The same view is also taken by the Division Bench of this Court in the case of AM Sugunasundaram (supra). The Division Bench of this Court has observed in the said appeal as follows:
“We are fully satisfied that non-supply of copy of the preliminary enquiry report has not resulted in any prejudice to the delinquent. In that view of the matter, we have no reason to differ from the opinion of the learned single Judge with regard to point No. 2.”
Further, it is observed that:
“…This submission of the learned counsel for the delinquent is not acceptable to us. By no stretch of imagination, the preliminary enquiry report can be regarded as a statement of the author of the report. It is true that the management having framed certain charges against the delinquent, it is the onus of the Disciplinary Authority to discharge the same. In order to discharge that onus, the Disciplinary Authority has examined a witness on behalf of the management. Merely because that witness happens to be the author of the preliminary enquiry report that fact itself would not be a justification for the Court to regard it as his statement….”
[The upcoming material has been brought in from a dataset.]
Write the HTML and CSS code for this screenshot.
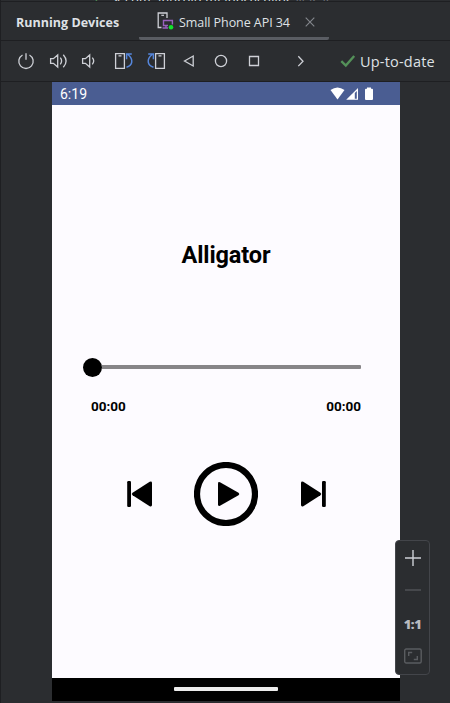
FILE: index.html
```html
<!DOCTYPE html>
<html lang="en">
<head>
<meta charset="utf-8">
<title>Running Devices</title>
<link rel="stylesheet" href="styles.css">
</head>
<body>
<div class="window">
  <div class="editor-strip"><span class="check">✓</span><span class="path">↗ com.android.mlappsecnlibs</span> <span class="dim">Nasar.</span></div>
  <header class="tabs">
    <h1 class="title">Running Devices</h1>
    <div class="tab">
      <svg class="device-icon" width="17" height="19" viewBox="0 0 17 19" fill="none">
        <path d="M4.5 15.5H1.2V1H10V6" stroke="#ced0d6" stroke-width="1.3"/>
        <path d="M4.3 3.3h2.7" stroke="#ced0d6" stroke-width="1.2"/>
        <path d="M11 13.5H6.5V8.5h8.9v4M5.5 16H11M9 13.5V16" stroke="#9961bd" stroke-width="1.4"/>
        <circle cx="14" cy="15.3" r="2.3" fill="#12e32c"/>
      </svg>
      <span class="tab-name">Small Phone API 34</span>
      <svg class="close" width="10" height="10" viewBox="0 0 10 10"><path d="M.7.7l8.6 8.6M9.3.7L.7 9.3" stroke="#84878d" stroke-width="1.1"/></svg>
    </div>
  </header>
  <nav class="toolbar">
    <svg class="tools" width="310" height="24" viewBox="0 49 310 24" fill="none" stroke="#ced0d6" stroke-width="1.3">
      <path d="M26 53.3v6.4M22.5 55a7.2 7.2 0 1 0 7 0"/>
      <path d="M50.6 58.7h2.8l4.3-3.7v12l-4.3-3.7h-2.8zM60.3 57.7q2.6 3.3 0 6.6M63.3 54.7q5.6 6.3 0 12.6"/>
      <path d="M82.6 58.7h2.8l4.3-3.7v12l-4.3-3.7h-2.8zM92.3 57.7q2.8 3.3 0 6.6"/>
      <path d="M115.6 53.7h8.8v14.6h-8.8zM118.5 55.8h3"/>
      <path d="M126.5 67.3c6-1.7 7.5-7.8 1.4-12.8M131.8 54h-5.2v5.2" stroke="#5586dc" stroke-width="1.5"/>
      <path d="M155.6 53.7h8.8v14.6h-8.8zM158.5 55.8h3"/>
      <path d="M153.5 67.3c-6-1.7-7.5-7.8-1.4-12.8M148.2 54h5.2v5.2" stroke="#5586dc" stroke-width="1.5"/>
      <path d="M184.5 61l8.7-5v10z"/>
      <circle cx="221" cy="61" r="5.6"/>
      <path d="M249.5 56.5h9v9h-9z"/>
      <path d="M298.3 56.3l4.7 4.9-4.7 4.9"/>
    </svg>
    <div class="status">
      <svg width="16" height="14" viewBox="0 0 16 14"><path d="M1.3 7.2l4.5 4.3L14.2 2" fill="none" stroke="#549159" stroke-width="2.4"/></svg>
      <span class="status-text">Up-to-date</span>
    </div>
  </nav>
  <main class="stage">
    <section class="phone">
      <div class="statusbar">
        <span class="clock">6:19</span>
        <svg width="44" height="14" viewBox="330 87 44 14" fill="#fff">
          <path d="M330.5 90q7-5 14 0L337.5 99.5z"/>
          <path d="M346.2 99.8L358 88v11.8z"/><path d="M354.8 93l2-2v7.7h-2z" fill="#4a5d92"/>
          <path d="M366 88.7h1v-1.2h4v1.2h1q1 0 1 1v9.3q0 1-1 1h-6q-1 0-1-1v-9.3q0-1 1-1z"/>
        </svg>
      </div>
      <div class="player">
        <h2 class="song">Alligator</h2>
        <div class="seek"><div class="thumb"></div><div class="track"></div></div>
        <div class="times"><span>00:00</span><span>00:00</span></div>
        <div class="controls">
          <svg width="26" height="26" viewBox="0 0 26 26"><rect x=".2" y="0" width="3.8" height="26" rx="1.2"/><path d="M5.6 11.7L22.7.8Q25 0 25 2v22q0 2-2.3 1.2L5.6 14.3Q3.8 13 5.6 11.7z"/></svg>
          <svg class="play" width="64" height="64" viewBox="0 0 64 64"><circle cx="32" cy="32" r="29" fill="none" stroke="#000" stroke-width="6.2"/><path d="M24 21.5q0-2 2-1.2L44.5 30.8q1.7 1.2 0 2.4L26 43.7q-2 .8-2-1.2z"/></svg>
          <svg width="26" height="26" viewBox="0 0 26 26"><rect x="22" y="0" width="3.8" height="26" rx="1.2"/><path d="M20.4 11.7L3.3.8Q1 0 1 2v22q0 2 2.3 1.2L20.4 14.3Q22.2 13 20.4 11.7z"/></svg>
        </div>
      </div>
      <div class="navbar"><div class="handle"></div></div>
    </section>
  </main>
  <aside class="zoom">
    <svg width="18" height="18" viewBox="0 0 18 18"><path d="M9 1v16M1 9h16" stroke="#ced0d6" stroke-width="1.4"/></svg>
    <svg class="minus" width="18" height="2" viewBox="0 0 18 2"><path d="M1 1h16" stroke="#5a5c60" stroke-width="1.2"/></svg>
    <span class="ratio">1:1</span>
    <svg class="fit" width="18" height="16" viewBox="0 0 18 16" fill="none" stroke="#5a5c60" stroke-width="1.4"><rect x=".7" y="1" width="16.5" height="14" rx="1.5"/><path d="M4.7 8V4.5H8.2M9.8 11.5h3.5V8"/></svg>
  </aside>
</div>
</body>
</html>
```
FILE: styles.css
```css
* { box-sizing: border-box; }
body { margin: 0; background: #2b2d30; color: #dfe1e5; font-family: "Open Sans", "Noto Sans", sans-serif; }
svg { display: block; flex: none; }
.window { position: relative; width: 450px; height: 703px; overflow: hidden; display: flex; flex-direction: column; border-left: 1px solid #1e1f22; }
.editor-strip { height: 2px; flex: none; overflow: hidden; padding-left: 90px; font-size: 12.5px; line-height: 1px; letter-spacing: .25px; white-space: pre; border-bottom: 1px solid #1e1f22; }
.check { color: #549159; margin-right: 8px; }
.dim { color: #6f737a; }
.tabs { height: 39px; flex: none; display: flex; border-bottom: 1px solid #1e1f22; }
.title { margin: 0; width: 138px; padding-left: 15px; font-size: 12.5px; line-height: 41px; letter-spacing: .02px; font-weight: 700; white-space: nowrap; }
.tab { width: 190px; display: flex; align-items: center; padding-left: 18px; background: linear-gradient(#5a5d63, #5a5d63) 0 35px / 100% 4px no-repeat; border-radius: 0 0 2px 2px; }
.device-icon { margin-top: 1px; }
.tab-name { width: 112px; margin: 3px 0 0 5px; font-size: 12.5px; letter-spacing: -.06px; white-space: nowrap; }
.close { margin: 2px 0 0 14px; }
.toolbar { height: 41px; flex: none; display: flex; align-items: center; border-bottom: 1px solid #1e1f22; }
.tools { margin-left: -1px; }
.status { display: flex; align-items: center; margin-left: 30px; gap: 4px; }
.status-text { font-size: 14.5px; letter-spacing: .2px; white-space: nowrap; }
.stage { height: 619px; flex: none; padding-left: 51px; }
.phone { width: 348px; height: 619px; display: flex; flex-direction: column; background: #fdfbff; color: #000; font-family: Roboto, sans-serif; }
.statusbar { height: 23px; flex: none; display: flex; align-items: center; justify-content: space-between; padding: 1px 26px 0 8px; background: #4a5d92; color: #fff; }
.clock { font-size: 14px; }
.player { height: 573px; flex: none; }
.song { margin: 0; padding-top: 136px; font-size: 23.5px; line-height: 28px; font-weight: 700; text-align: center; letter-spacing: -.1px; }
.seek { display: flex; align-items: center; height: 20px; margin: 88px 39px 0 31px; }
.thumb { width: 19px; height: 19px; border-radius: 50%; background: #000; }
.track { flex: 1; height: 4px; background: #878588; border-radius: 0 1px 1px 0; }
.times { display: flex; justify-content: space-between; padding: 20px 39px 0 39px; font-size: 13.5px; line-height: 19px; font-weight: 700; }
.controls { display: flex; align-items: center; justify-content: space-between; padding: 46px 74px 0 75px; }
.play { margin-right: 1px; }
.navbar { height: 23px; flex: none; display: flex; justify-content: center; padding-top: 9px; background: #000; }
.handle { width: 104px; height: 4px; background: #ececec; border-radius: 1px; }
.zoom { position: absolute; left: 394px; top: 540px; width: 35px; height: 135px; display: flex; flex-direction: column; align-items: center; padding: 8px 0 0 0; border: 1px solid #43454a; border-radius: 4px; background: #2b2d30; }
.minus { margin-top: 22px; }
.ratio { margin-top: 22px; font: 800 13px/22px "Open Sans", sans-serif; letter-spacing: -.5px; color: #b9bbc0; }
.fit { margin-top: 13px; }
```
10. In view of the views taken by the learned single Judge and Division Bench of this Court as referred above, I do not find any substance in the submissions made by the learned counsel for the petitioner that copy of the Investigation Report has not been furnished to the petitioner by the respondent-Bank and therefore, the said submission is liable to be rejected. Accordingly, it is rejected.
11. Having regard to the facts and circumstances of the case as stated above and taking into consideration the totality of the case in hand, I do not find any good grounds to interfere with the orders passed by both the authorities.
12. For the foregoing reasons, the writ petition filed by the petitioner is dismissed.